CHILD AND FAMILY SERVICES REVIEW BOARD
T.I.
v.
Children’s Aid Society of Brant
REASONS FOR DECISION ON JURISDICTION
Date: August 28, 2008
Citation: 2008 CFSRB 85
Indexed as: T.I. v. CAS of Brant (CFSA s.68)
1T.I. (the “Applicant”) filed an application with the Child and Family Services Review Board (the “Board”) on May 30, 2008, with respect to her complaint that the Children’s Aid Society of Brant (the “Society”) had failed to listen to her concerns regarding the services provided by the Society and failed to provide her with reasons for a decision that effects her interest pursuant to section 68.1(4) of the Child and Family Services Act R.S.O. 1990, c. C.11 (the “Act”).
2The Board determined that the application was eligible for review by the Board pursuant to sections 68.1(4)4 and 68.1(4)5 of the Act. A pre-hearing by tele-conference was held with the parties on July 2, 2008. At the pre-hearing, the Society advised that it wished to bring a motion before the Board with respect to the Board’s jurisdiction to hear these matters pursuant to section 68.1(8) of the Act.
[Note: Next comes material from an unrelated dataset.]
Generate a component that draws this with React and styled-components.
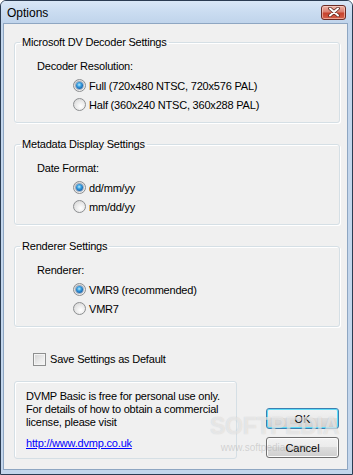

The Society argued that the Applicant’s complaints are currently before the Court.
3The Society’s jurisdiction motion was heard by the Board on July 31, 2008. The Board received into evidence the Society’s Plan of Care with respect to the Applicant’s three children, which was explained to the Applicant by L.B. on behalf of the Society on July […], 2007, and a statement of Agreed Facts, amended and signed by the Applicant on April […], 2008 and March […], 2008. The Board also received into evidence a letter signed by the Applicant and provided to the Society to the attention of several of the Society’s workers, including K.M., P.F., B.M., S.S. and B.B.. The Society acknowledged receipt of this letter and provided a copy of this letter from its files at the jurisdictional hearing.
BACKGROUND
4This matter comes to the Board from the context of a protection application concerning the Applicant’s three children, the details of which are described in the Agreed Statement of Facts. The matter has progressed in the Ontario Court of Justice to the point that the matter is on a trial readiness list in the Court and may be heard at the trial sittings of the Court in September 2008. The Society’s position is that all of the children be made Crown Wards without access.
JURISDICTION
5The Society submits that the complaints raised by the Applicant in her letter requesting a review by the Board are essentially matters pertaining to access and custody. The Board agrees with the Society that such matters are clearly issues that have been decided by the Court on a temporary basis and will, in the course of trial, be decided by the Court on a final basis. These are issues that are not within the jurisdiction of the Board to review pursuant to section68.1(8).
6At the hearing before the Board however, the Applicant complained that she really did not understand what was expected of herself and her partner, B.W., as to the steps that they should take to address the Society’s protection concerns as a couple, and as to what services she and her partner need to access to fully present a Plan of Care that addresses her desire to present a joint parenting plan with B.W.. The Society’s formal Plan of Care does not address this complaint. The Society’s expectations of the parents are not expressed at all from this perspective. The Applicant’s letter supporting her application states that her sister and her husband have offered to take her children, a fact which she maintains has been communicated to the Society on several occasions. The Society has not responded to the Applicant directly with respect to this request.
7The Board finds that with respect to these two complaints, namely, that the Applicant has not been informed as to what she and her partner need to do to respond to the Society’s Plan of Care as a couple; and that the Society has not responded to the Applicant’s request that her sister and her husband be given an opportunity to be heard with respect to their interest in parenting the children, are matters that, pursuant to section68.1(4)4, are within the jurisdiction of the Board. It is open to the Applicant to argue that she has not had an opportunity to be heard with respect to
these issues pursuant to section 2(2)(a) of the Act. The matter will proceed on these issues at a hearing to be scheduled at the earliest possible date that meets the mutual convenience of the parties.
Richard J. Linley
Presiding Member
Fizul Sima
Panel Member
Sheena Scott
Panel Member
Dated at Toronto, Ontario this 28th day of August, 2008.